1. Sultan Wirakusuma II Al-Watsiq Billah dalam Konteks Sejarah Banjar
- Sultan Wirakusuma II Al-Watsiq Billah adalah salah satu tokoh penting pada masa akhir Kesultanan Banjar, terutama sekitar masa kekacauan politik tahun 1859–1860.
- Beliau memang dianggap sebagai pemegang kekuasaan de facto oleh sebagian kalangan, terutama karena terlibat langsung dalam perjuangan melawan kolonial Belanda bersama Sultan Hidayatullah dan Pangeran Antasari ayah mertua Sultan Wirakusuma II Al-Watsiq Billah
- Namun secara administratif dan de jure, Kesultanan Banjar terakhir diakui berada di tangan Sultan Tamjidillah II Al-Watsiq Billah, yang kemudian dibatalkan oleh Belanda dan digantikan pemerintahan kolonial.
2. Perbedaan Antara Raja De Jure dan De Facto
- De jure artinya diakui secara hukum/administratif, biasanya ditetapkan oleh lembaga resmi atau adat.
- De facto berarti berkuasa secara nyata, meskipun tidak selalu diakui secara formal atau legal.
- Dalam sejarah kerajaan manapun — termasuk Majapahit, Banjar, atau kerajaan lain — transisi kekuasaan tidak selalu berjalan lurus. Adanya dualitas kekuasaan menjelang keruntuhan kerajaan adalah fenomena yang umum.
3. Soal Klaim Keturunan dan Narasi Diskriminatif
- Menyampaikan sejarah dan kebanggaan keluarga Sultan Proklamasi Hidayatullah II Halillilah dan Panembahan Antasari II adalah pemimpin perlawanan , bukan penerus administratif langsung adalah hak setiap orang, namun harus dilakukan dengan hormat dan tidak merendahkan Sultan De jure Sultan Tamjidillah II Al-Watsiq Billah dan Sultan De facto Sultan Wirakusuma II Al-Watsiq Billah.
4. Ajakan untuk Mendoakan Leluhur dan Merajut Rekonsiliasi
Sangat baik dan mulia jika generasi saat ini mengajak untuk mendoakan arwah para sultan dan pejuang terdahulu — termasuk Sultan De facto Sultan Wirakusuma II Al-Watsiq Billah, Sultan Proklamasi Hidayatullah II Halillilah, Sultan De jure Sultan Tamjidillah II Al-Watsiq Billah, dan Panembahan Antasari II. Namun hendaknya:
- Jangan menjadikan sejarah sebagai alat saling menghina atau mengklaim absolut.
- Lebih bijak jika kita membuka ruang dialog sejarah dengan data, bukan dominasi narasi sepihak.
Kesimpulan
Sultan Proklamasi Hidayatullah II Halillilah, memang punya peran penting secara Proklamasi namun sejarah Kesultanan Banjar adalah kompleks dan mencakup banyak tokoh dan dinamika.

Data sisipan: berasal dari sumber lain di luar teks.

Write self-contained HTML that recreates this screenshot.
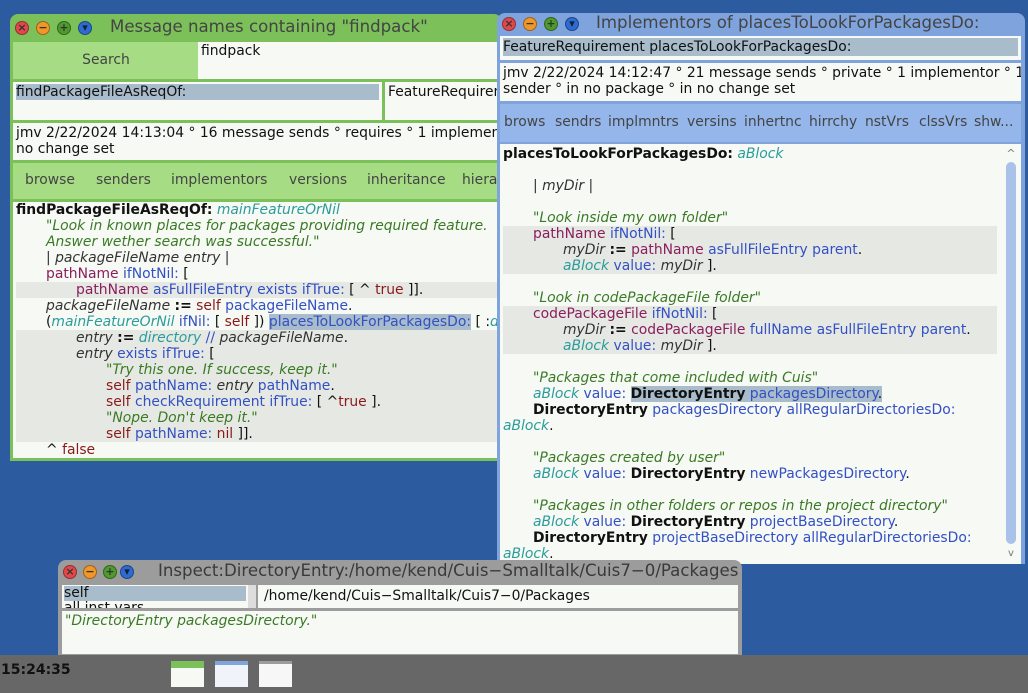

Klaim bahwa beliau satu-satunya yang sah secara Proklamasi harus didudukkan bersama narasi lainnya, termasuk Sultan De jure Sultan Tamjidillah II Al-Watsiq Billah dan Sultan De facto Sultan Wirakusuma II Al-Watsiq Billah. Mari menghormati semua pihak dan menjadikan sejarah sebagai cermin persatuan, bukan perpecahan.